--- Task goal ---
Give the number of lines that hold the string "index". Nothing else is needed.

+ + + +

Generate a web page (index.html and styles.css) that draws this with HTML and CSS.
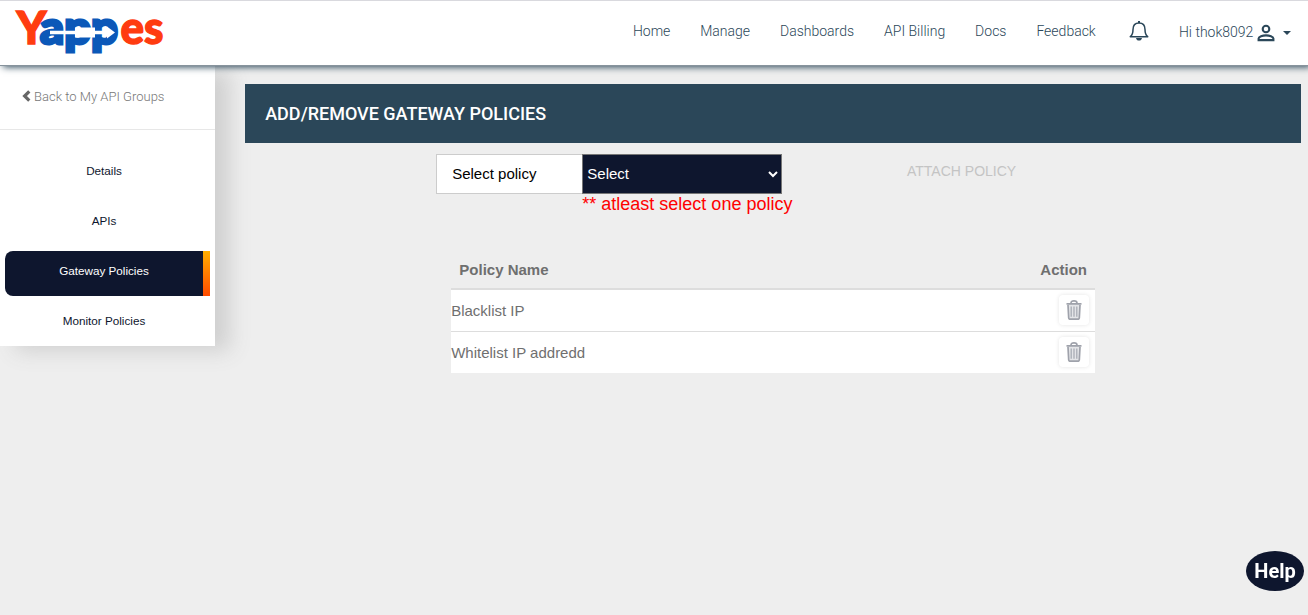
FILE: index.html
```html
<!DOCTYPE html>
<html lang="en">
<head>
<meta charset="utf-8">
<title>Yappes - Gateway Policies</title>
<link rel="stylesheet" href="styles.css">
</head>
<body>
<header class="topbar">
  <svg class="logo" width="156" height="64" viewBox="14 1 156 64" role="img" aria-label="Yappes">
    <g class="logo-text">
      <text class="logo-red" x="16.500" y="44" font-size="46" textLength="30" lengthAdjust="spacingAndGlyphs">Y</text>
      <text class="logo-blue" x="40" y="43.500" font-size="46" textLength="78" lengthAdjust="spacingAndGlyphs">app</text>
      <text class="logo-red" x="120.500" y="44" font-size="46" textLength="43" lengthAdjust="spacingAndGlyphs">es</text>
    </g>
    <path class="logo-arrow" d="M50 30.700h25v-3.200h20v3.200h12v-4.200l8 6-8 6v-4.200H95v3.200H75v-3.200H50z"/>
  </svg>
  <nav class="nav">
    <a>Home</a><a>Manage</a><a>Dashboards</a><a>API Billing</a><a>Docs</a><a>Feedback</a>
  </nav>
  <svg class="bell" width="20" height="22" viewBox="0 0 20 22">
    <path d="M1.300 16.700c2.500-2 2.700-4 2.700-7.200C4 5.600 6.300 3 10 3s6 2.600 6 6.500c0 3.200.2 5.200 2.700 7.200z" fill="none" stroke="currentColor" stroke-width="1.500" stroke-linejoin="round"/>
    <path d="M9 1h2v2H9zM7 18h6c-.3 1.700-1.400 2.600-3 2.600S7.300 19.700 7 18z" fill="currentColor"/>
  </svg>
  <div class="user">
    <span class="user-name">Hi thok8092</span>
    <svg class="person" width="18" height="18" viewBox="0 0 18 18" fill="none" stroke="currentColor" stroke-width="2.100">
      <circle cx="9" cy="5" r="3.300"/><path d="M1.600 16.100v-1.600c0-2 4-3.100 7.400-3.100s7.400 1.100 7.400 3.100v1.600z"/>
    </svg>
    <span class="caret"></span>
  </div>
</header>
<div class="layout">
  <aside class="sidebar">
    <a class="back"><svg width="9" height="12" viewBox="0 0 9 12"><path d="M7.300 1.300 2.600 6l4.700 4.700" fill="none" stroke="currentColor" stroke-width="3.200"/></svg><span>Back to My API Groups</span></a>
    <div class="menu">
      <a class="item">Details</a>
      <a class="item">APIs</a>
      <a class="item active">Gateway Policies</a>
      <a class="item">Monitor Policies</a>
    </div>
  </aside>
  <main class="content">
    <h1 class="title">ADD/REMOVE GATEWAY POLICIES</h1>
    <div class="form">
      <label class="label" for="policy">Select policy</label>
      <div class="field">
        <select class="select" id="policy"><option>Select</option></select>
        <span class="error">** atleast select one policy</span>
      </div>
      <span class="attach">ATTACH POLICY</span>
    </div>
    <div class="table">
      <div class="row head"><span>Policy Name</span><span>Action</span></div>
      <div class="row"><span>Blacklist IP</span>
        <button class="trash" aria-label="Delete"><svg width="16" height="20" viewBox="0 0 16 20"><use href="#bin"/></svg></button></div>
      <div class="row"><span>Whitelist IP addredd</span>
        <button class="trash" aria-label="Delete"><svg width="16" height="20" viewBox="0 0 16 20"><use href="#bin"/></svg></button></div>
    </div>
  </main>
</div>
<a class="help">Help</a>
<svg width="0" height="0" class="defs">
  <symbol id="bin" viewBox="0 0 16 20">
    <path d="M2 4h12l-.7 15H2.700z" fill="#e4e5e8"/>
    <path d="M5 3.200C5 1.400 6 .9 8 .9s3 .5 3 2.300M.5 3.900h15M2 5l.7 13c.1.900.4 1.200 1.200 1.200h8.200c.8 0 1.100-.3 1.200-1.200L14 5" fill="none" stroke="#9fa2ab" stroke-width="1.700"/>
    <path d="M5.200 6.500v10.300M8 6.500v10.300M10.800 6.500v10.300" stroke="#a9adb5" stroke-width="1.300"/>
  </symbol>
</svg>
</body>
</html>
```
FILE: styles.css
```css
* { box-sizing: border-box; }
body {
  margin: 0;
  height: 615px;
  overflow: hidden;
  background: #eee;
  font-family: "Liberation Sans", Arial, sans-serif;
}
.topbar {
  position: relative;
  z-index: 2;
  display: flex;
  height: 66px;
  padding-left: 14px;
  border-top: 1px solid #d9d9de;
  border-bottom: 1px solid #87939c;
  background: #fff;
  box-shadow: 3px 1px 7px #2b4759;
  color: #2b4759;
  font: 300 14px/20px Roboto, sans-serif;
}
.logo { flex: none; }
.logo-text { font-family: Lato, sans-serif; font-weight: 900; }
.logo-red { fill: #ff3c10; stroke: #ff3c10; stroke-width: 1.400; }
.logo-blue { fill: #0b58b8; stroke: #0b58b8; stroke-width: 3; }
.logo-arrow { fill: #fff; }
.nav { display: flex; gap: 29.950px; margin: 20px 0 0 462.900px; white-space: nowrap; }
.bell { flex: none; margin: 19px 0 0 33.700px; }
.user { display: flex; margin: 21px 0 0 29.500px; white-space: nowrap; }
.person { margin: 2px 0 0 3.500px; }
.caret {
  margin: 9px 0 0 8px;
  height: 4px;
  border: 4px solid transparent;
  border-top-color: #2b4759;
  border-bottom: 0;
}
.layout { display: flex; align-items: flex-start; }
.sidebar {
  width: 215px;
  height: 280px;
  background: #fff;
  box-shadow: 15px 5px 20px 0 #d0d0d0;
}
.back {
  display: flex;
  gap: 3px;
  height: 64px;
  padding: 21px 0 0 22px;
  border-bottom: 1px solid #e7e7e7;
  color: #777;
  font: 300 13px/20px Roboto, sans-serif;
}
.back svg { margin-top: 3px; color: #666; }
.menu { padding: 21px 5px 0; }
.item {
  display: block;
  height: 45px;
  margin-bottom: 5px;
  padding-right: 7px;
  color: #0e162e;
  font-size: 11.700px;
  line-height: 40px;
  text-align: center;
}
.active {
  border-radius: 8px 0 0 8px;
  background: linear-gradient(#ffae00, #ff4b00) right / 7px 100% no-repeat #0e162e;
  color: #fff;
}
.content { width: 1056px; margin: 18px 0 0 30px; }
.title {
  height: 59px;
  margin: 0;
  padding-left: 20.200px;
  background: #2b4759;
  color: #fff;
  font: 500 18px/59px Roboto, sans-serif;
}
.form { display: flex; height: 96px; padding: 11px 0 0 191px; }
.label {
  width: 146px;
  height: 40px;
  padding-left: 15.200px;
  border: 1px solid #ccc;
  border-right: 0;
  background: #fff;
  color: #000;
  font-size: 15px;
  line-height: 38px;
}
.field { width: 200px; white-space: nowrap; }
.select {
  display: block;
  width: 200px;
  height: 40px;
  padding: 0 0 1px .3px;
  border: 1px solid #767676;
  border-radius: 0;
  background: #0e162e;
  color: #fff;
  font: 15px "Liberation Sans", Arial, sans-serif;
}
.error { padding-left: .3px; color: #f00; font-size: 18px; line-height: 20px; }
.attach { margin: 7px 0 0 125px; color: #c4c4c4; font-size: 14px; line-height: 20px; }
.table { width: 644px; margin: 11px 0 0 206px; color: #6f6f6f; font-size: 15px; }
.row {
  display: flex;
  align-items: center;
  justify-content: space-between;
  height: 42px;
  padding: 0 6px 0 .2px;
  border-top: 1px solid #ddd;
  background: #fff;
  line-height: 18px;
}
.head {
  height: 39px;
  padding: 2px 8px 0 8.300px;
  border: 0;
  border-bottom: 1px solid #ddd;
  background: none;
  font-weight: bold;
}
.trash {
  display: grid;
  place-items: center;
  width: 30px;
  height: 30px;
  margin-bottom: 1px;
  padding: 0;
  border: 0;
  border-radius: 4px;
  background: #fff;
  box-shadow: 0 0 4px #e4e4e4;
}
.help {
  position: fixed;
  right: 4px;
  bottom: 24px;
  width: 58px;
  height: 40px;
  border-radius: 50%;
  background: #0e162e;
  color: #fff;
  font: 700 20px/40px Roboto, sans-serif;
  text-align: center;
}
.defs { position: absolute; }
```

+ + + +

--- Output ---
3